Remember that stupid is the real name of the pubbie party for a reason, and you can't put anything past them, but as it is shaping up right now, it should be a tsunami, with debbie schultz killing herself on national TV.

I'm inclined to agree with you, USS Alaska and Lazlo in PA. Willard doesn't inspire the conservative base, but it will be the ABO vote from independents that carries the day, IMHO.

I'm not sure what Willard's political convictions are, or if he has any. If he has none, whatever he did in MA may mean mothing because MA was so far left, e.g. Ted Kennedy and John Kerry.

When Scott Brown won Ted Kennedy's seat, independent registration was just over 50 percent of MA's voters. (In January 2010 they were called non-affiliated or unaffiliated voters in MA. Rats were just over 38 percent. The GOP were a little over 11 percent.) In a NPR story from September 23, 2010, "Pew surveyed 2,800 registered voters, 37 percent of whom were independents." "Only 34 percent were independent in 2008."

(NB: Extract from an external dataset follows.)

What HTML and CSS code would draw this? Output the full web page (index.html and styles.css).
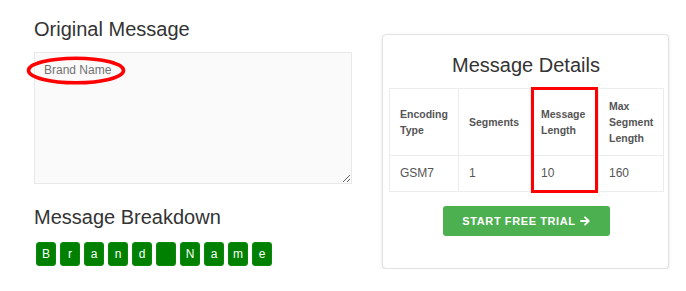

Independent voters can be a huge demographic depending on the state. Now I know that likely voters and swing states are more important in presidential elections, but it was moderate and independent voters that left the GOP in 2006 & 2008, but they came back in 2010. I posted the exit polls for those years. Look under the keyword 20XXexitpoll. Substitute 06, 08 and 10 for XX in 20XXexitpoll.

Hold you're nose again in 2012. I know it hurts, but ABO!

If we're still here in 2016, that's a different story.

29 posted on 04/26/2012 3:45:37 PM PDT by neverdem (Xin loi minh oi)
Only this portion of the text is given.